What you should do: Copy out the whole listing exactly as written, leaving the pictures behind.

Supplied information:
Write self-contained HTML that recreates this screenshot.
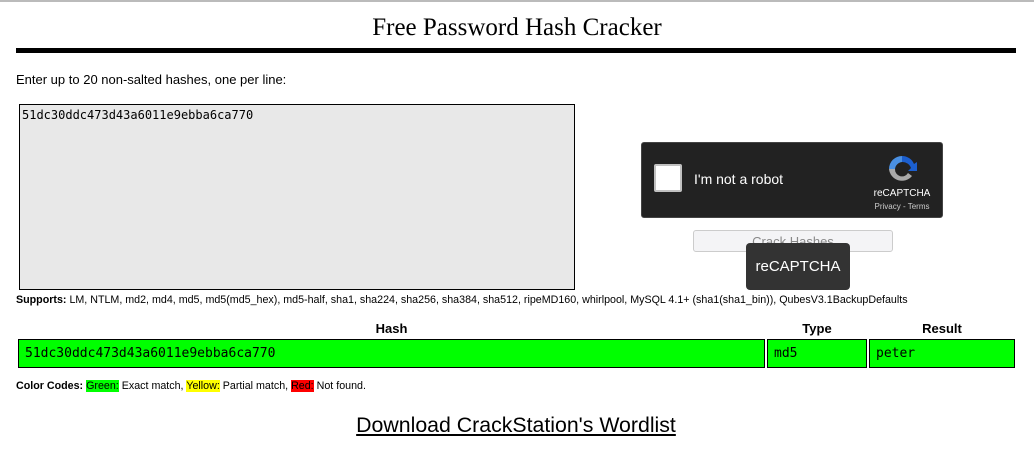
<!DOCTYPE html>
<html><head><style>
body{margin:0;width:1034px;height:452px;background:#fff;font-family:"Liberation Sans",sans-serif;position:relative;overflow:hidden}
.a{position:absolute}
.mono{font-family:"DejaVu Sans Mono","Liberation Mono",monospace}
.cell{position:absolute;background:#0f0;border:1px solid #000;top:339px;height:29px;box-sizing:border-box;font-size:13px;line-height:27px;padding-left:6px}
</style></head><body>
<div class="a" style="left:0;top:0;width:1034px;height:2px;background:#bbb"></div>
<div class="a" style="left:0;width:1034px;top:14px;text-align:center;font-family:'Liberation Serif',serif;font-size:25px">Free Password Hash Cracker</div>
<div class="a" style="left:16px;width:1000px;top:48px;height:5px;background:#000"></div>
<div class="a" style="left:16px;top:72px;font-size:13px">Enter up to 20 non-salted hashes, one per line:</div>
<div class="a mono" style="left:19px;top:104px;width:556px;height:186px;box-sizing:border-box;border:1px solid #000;background:#e8e8e8;font-size:12px;padding:3px 2px">51dc30ddc473d43a6011e9ebba6ca770</div>
<div class="a" style="left:641px;top:142px;width:302px;height:76px;background:#222;border:1px solid #444;border-radius:3px;box-sizing:border-box"></div>
<div class="a" style="left:654px;top:164px;width:28px;height:28px;background:#fff;border:2px solid #c1c1c1;box-sizing:border-box;border-radius:2px"></div>
<div class="a" style="left:694px;top:171px;color:#fff;font-size:14px">I'm not a robot</div>
<svg class="a" style="left:886px;top:153px" width="32" height="32" viewBox="0 0 32 32"><path d="M16 3a13 13 0 0 1 12 8l3-2v9h-9l3-3a9 9 0 0 0-9-6z" fill="#1c5fcf"/><path d="M3 16A13 13 0 0 1 16 3v6a8 8 0 0 0-7 7z" fill="#4a90e2"/><path d="M3 16h6a7 7 0 0 0 13 4l4 3A13 13 0 0 1 3 16z" fill="#aaa"/></svg>
<div class="a" style="left:870px;top:188px;width:64px;text-align:center;color:#fff;font-size:10px">reCAPTCHA</div>
<div class="a" style="left:870px;top:202px;width:64px;text-align:center;color:#ccc;font-size:8px">Privacy - Terms</div>
<div class="a" style="left:693px;top:230px;width:200px;height:22px;border:1px solid #ccc;border-radius:3px;background:#f4f4f6;box-sizing:border-box;text-align:center;color:#888;font-size:13px;line-height:22px">Crack Hashes</div>
<div class="a" style="left:746px;top:243px;width:104px;height:47px;background:#333;border-radius:4px;color:#fff;font-size:15px;text-align:center;line-height:47px">reCAPTCHA</div>
<div class="a" style="left:16px;top:294px;font-size:10.7px"><b>Supports:</b> LM, NTLM, md2, md4, md5, md5(md5_hex), md5-half, sha1, sha224, sha256, sha384, sha512, ripeMD160, whirlpool, MySQL 4.1+ (sha1(sha1_bin)), QubesV3.1BackupDefaults</div>
<div class="a" style="left:18px;width:747px;top:321px;text-align:center;font-weight:bold;font-size:13px">Hash</div>
<div class="a" style="left:767px;width:100px;top:321px;text-align:center;font-weight:bold;font-size:13px">Type</div>
<div class="a" style="left:869px;width:146px;top:321px;text-align:center;font-weight:bold;font-size:13px">Result</div>
<div class="cell mono" style="left:18px;width:747px">51dc30ddc473d43a6011e9ebba6ca770</div>
<div class="cell mono" style="left:767px;width:100px">md5</div>
<div class="cell mono" style="left:869px;width:146px">peter</div>
<div class="a" style="left:16px;top:380px;font-size:10.7px"><b>Color Codes:</b> <span style="background:#0f0">Green:</span> Exact match, <span style="background:#ff0">Yellow:</span> Partial match, <span style="background:#f00">Red:</span> Not found.</div>
<div class="a" style="left:0;width:1032px;top:413px;text-align:center;font-size:21.3px;text-decoration:underline">Download CrackStation's Wordlist</div>
</body></html>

Complete answer:
Write self-contained HTML that recreates this screenshot.
<!DOCTYPE html>
<html><head><style>
body{margin:0;width:1034px;height:452px;background:#fff;font-family:"Liberation Sans",sans-serif;position:relative;overflow:hidden}
.a{position:absolute}
.mono{font-family:"DejaVu Sans Mono","Liberation Mono",monospace}
.cell{position:absolute;background:#0f0;border:1px solid #000;top:339px;height:29px;box-sizing:border-box;font-size:13px;line-height:27px;padding-left:6px}
</style></head><body>
<div class="a" style="left:0;top:0;width:1034px;height:2px;background:#bbb"></div>
<div class="a" style="left:0;width:1034px;top:14px;text-align:center;font-family:'Liberation Serif',serif;font-size:25px">Free Password Hash Cracker</div>
<div class="a" style="left:16px;width:1000px;top:48px;height:5px;background:#000"></div>
<div class="a" style="left:16px;top:72px;font-size:13px">Enter up to 20 non-salted hashes, one per line:</div>
<div class="a mono" style="left:19px;top:104px;width:556px;height:186px;box-sizing:border-box;border:1px solid #000;background:#e8e8e8;font-size:12px;padding:3px 2px">51dc30ddc473d43a6011e9ebba6ca770</div>
<div class="a" style="left:641px;top:142px;width:302px;height:76px;background:#222;border:1px solid #444;border-radius:3px;box-sizing:border-box"></div>
<div class="a" style="left:654px;top:164px;width:28px;height:28px;background:#fff;border:2px solid #c1c1c1;box-sizing:border-box;border-radius:2px"></div>
<div class="a" style="left:694px;top:171px;color:#fff;font-size:14px">I'm not a robot</div>
<svg class="a" style="left:886px;top:153px" width="32" height="32" viewBox="0 0 32 32"><path d="M16 3a13 13 0 0 1 12 8l3-2v9h-9l3-3a9 9 0 0 0-9-6z" fill="#1c5fcf"/><path d="M3 16A13 13 0 0 1 16 3v6a8 8 0 0 0-7 7z" fill="#4a90e2"/><path d="M3 16h6a7 7 0 0 0 13 4l4 3A13 13 0 0 1 3 16z" fill="#aaa"/></svg>
<div class="a" style="left:870px;top:188px;width:64px;text-align:center;color:#fff;font-size:10px">reCAPTCHA</div>
<div class="a" style="left:870px;top:202px;width:64px;text-align:center;color:#ccc;font-size:8px">Privacy - Terms</div>
<div class="a" style="left:693px;top:230px;width:200px;height:22px;border:1px solid #ccc;border-radius:3px;background:#f4f4f6;box-sizing:border-box;text-align:center;color:#888;font-size:13px;line-height:22px">Crack Hashes</div>
<div class="a" style="left:746px;top:243px;width:104px;height:47px;background:#333;border-radius:4px;color:#fff;font-size:15px;text-align:center;line-height:47px">reCAPTCHA</div>
<div class="a" style="left:16px;top:294px;font-size:10.7px"><b>Supports:</b> LM, NTLM, md2, md4, md5, md5(md5_hex), md5-half, sha1, sha224, sha256, sha384, sha512, ripeMD160, whirlpool, MySQL 4.1+ (sha1(sha1_bin)), QubesV3.1BackupDefaults</div>
<div class="a" style="left:18px;width:747px;top:321px;text-align:center;font-weight:bold;font-size:13px">Hash</div>
<div class="a" style="left:767px;width:100px;top:321px;text-align:center;font-weight:bold;font-size:13px">Type</div>
<div class="a" style="left:869px;width:146px;top:321px;text-align:center;font-weight:bold;font-size:13px">Result</div>
<div class="cell mono" style="left:18px;width:747px">51dc30ddc473d43a6011e9ebba6ca770</div>
<div class="cell mono" style="left:767px;width:100px">md5</div>
<div class="cell mono" style="left:869px;width:146px">peter</div>
<div class="a" style="left:16px;top:380px;font-size:10.7px"><b>Color Codes:</b> <span style="background:#0f0">Green:</span> Exact match, <span style="background:#ff0">Yellow:</span> Partial match, <span style="background:#f00">Red:</span> Not found.</div>
<div class="a" style="left:0;width:1032px;top:413px;text-align:center;font-size:21.3px;text-decoration:underline">Download CrackStation's Wordlist</div>
</body></html>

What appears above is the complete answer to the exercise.